A multitude of cases emerge every day in India dealing with motor accident claims due to the vast increase in vehicular movements on the roads. Accidents occur when there is an element of negligence involved whilst driving vehicles and not following the proper and designated rules and regulations for vehicular movement. However, whether over speeding is the only sole element to constitute rash driving was placed before the Karnataka High Court in the matter of Moulasab s/o. Hasansab Karanachi Versus The State of Karnataka.

In the said Criminal Revision filed by the Petitioner challenging the judgment of the Sessions Court which upheld the judgment given by the Court of JMFC 1 at Hubballi. The Petitioner herein was the accused and found guilty by the Court of JMFC 1 at Hubballi for the offence under Sections 279, 304A and Section 134 r/w Section 187 of the Motor Vehicles Act. It was argued by the counsel for the Petitioner that there was no instance of over speeding as the road consisted of speed breakers and traffic signals at the place of the accident. While the Court refuted the contentions of the Counsel for the Petitioner, it stated that ‘rash driving’ does not merely infer to the vehicle being driven with high speed. The Hon’ble High Court referred to the judgment of the Apex Court in Ravi Kapur Vs. State of Rajasthan (2012) 9 SCC 284 which dealt with the constitution of an offence of negligence. The Court also relied on the Apex Court’s judgment in Mohd. Aynuddin v. State of A.P. (2000) 7 SCC 72 wherein it was observed as below :

“9. A rash act is primarily an overhasty act. It is opposed to a deliberate act. Still a rash act can be a deliberate act in the sense that it was done without due care and caution.
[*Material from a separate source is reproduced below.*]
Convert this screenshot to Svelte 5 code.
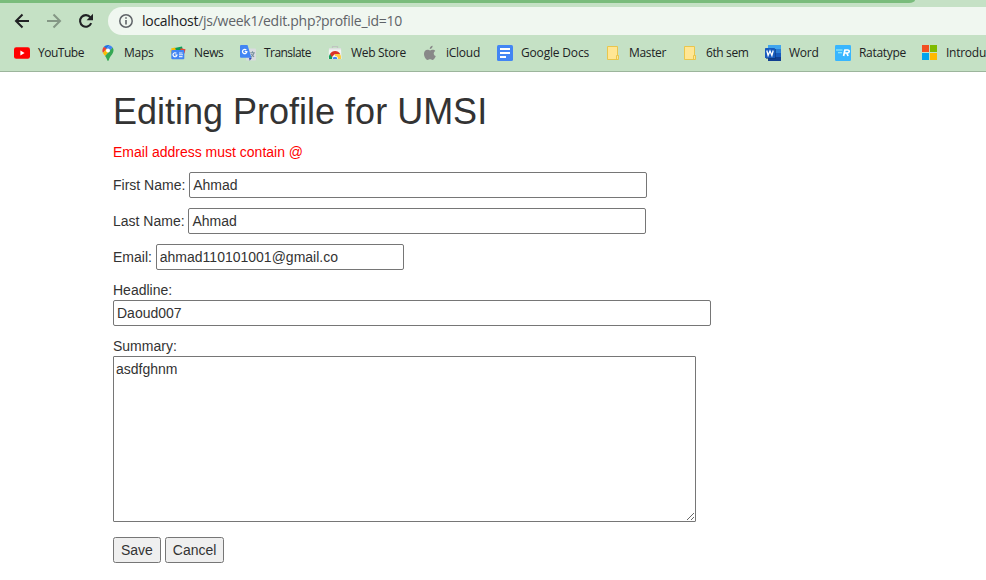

Culpable rashness lies in running the risk of doing an act with recklessness and with indifference as to the consequences. Criminal negligence is the failure to exercise duty with reasonable and proper care and precaution guarding against injury to the public generally or to any individual in particular. It is the imperative duty of the driver of a vehicle to adopt such reasonable and proper care and precaution.”

Whilst dismissing the criminal revision petition on the grounds of lack of merit, the Hon’ble Court made the following observation:

“An act of driving done without due care and caution though not coupled with high speed still results into a rash driving. Therefore, in the instant case merely because there was said to be few speed breakers on the road and traffic signal near spot of the accident, by itself cannot be deduced that there was no rash and negligent driving on the part of the driver of the offending vehicle”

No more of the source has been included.